In these consolidated appeals, Don M. Hogan and Linda M. Hogan appeal
pro se from the district court judgments dismissing their actions arising out of two
foreclosure proceedings. We have jurisdiction under 28 U.S.C. § 1291. We
review de novo. King v. California, 784 F.2d 910, 912 (9th Cir. 1986). We affirm.
*
This disposition is not appropriate for publication and is not precedent
except as provided by 9th Cir. R. 36-3.
**
The panel unanimously concludes these cases are suitable for decision
without oral argument. See Fed. R. App. P. 34(a)(2).
The district court properly dismissed appellants’ Truth in Lending Act
(“TILA”) claim seeking damages as time-barred because their actions were not
filed within one year of the alleged violations. See 15 U.S.C. § 1640(e) (an action
for damages must be brought within one year of the alleged violation).

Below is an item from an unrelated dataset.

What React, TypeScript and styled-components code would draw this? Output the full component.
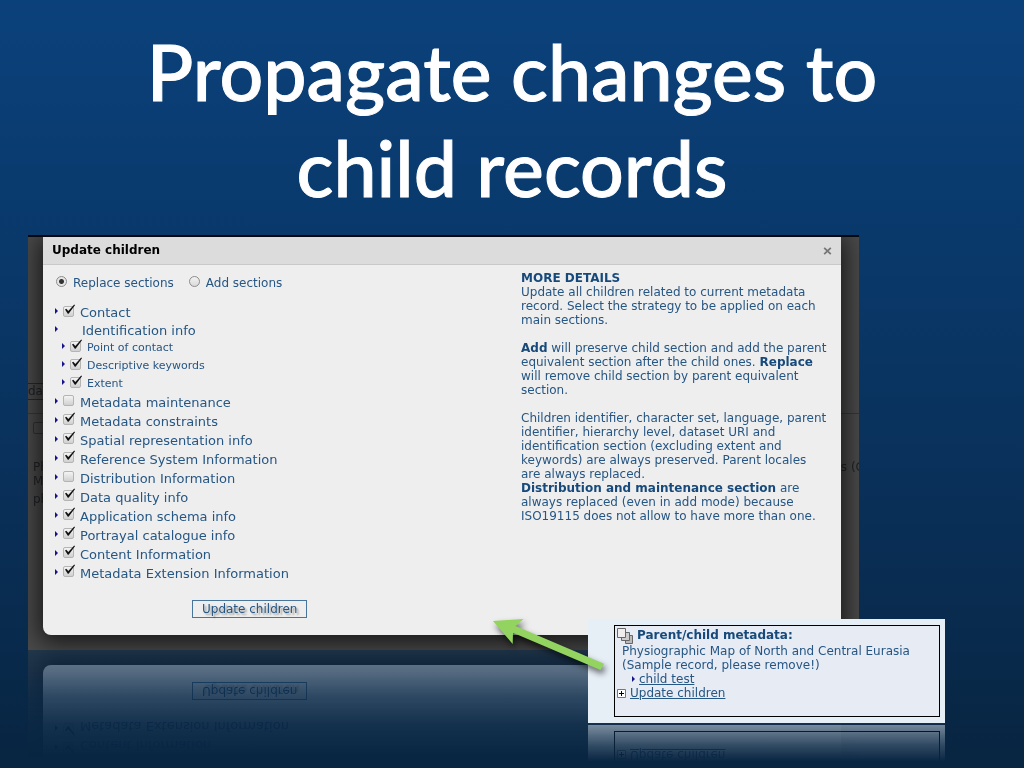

The district court properly dismissed appellants’ TILA claim seeking
rescission because appellants did not allege the ability to tender the proceeds of the
loan. See Yamamoto v. Bank of N.Y., 329 F.3d 1167, 1171 (9th Cir. 2003) (“[I]n
applying TILA, a trial judge has the discretion to condition rescission on tender by
the borrower of the property he had received from the lender.” (citation, internal
quotation marks and alteration omitted)).
The district court properly dismissed appellants’ Real Estate Settlement
Procedures Act claim as time-barred because appellants brought it more than one
year after the alleged violation. See 12 U.S.C. § 2607 (prohibition against
kickbacks and unearned fees); 12 U.S.C. § 2614 (proscribing a one-year statute of
limitations for violations of § 2607).
Contrary to appellants’ contention, the district court did not abuse its
discretion by concluding that equitable tolling did not apply to the federal causes
of action because appellants did not allege facts suggesting that the alleged
violations could not have been discovered by a reasonable plaintiff when they
2 10-35534
occurred. See Leong v. Potter, 347 F.3d 1117, 1121 (9th Cir. 2003) (decision to
apply equitable tolling reviewed for an abuse of discretion).
Appellants’ remaining contentions are unpersuasive.
We do not consider arguments and allegations raised for the first time on
appeal. See Smith v. Marsh, 194 F.3d 1045, 1052 (9th Cir. 1999).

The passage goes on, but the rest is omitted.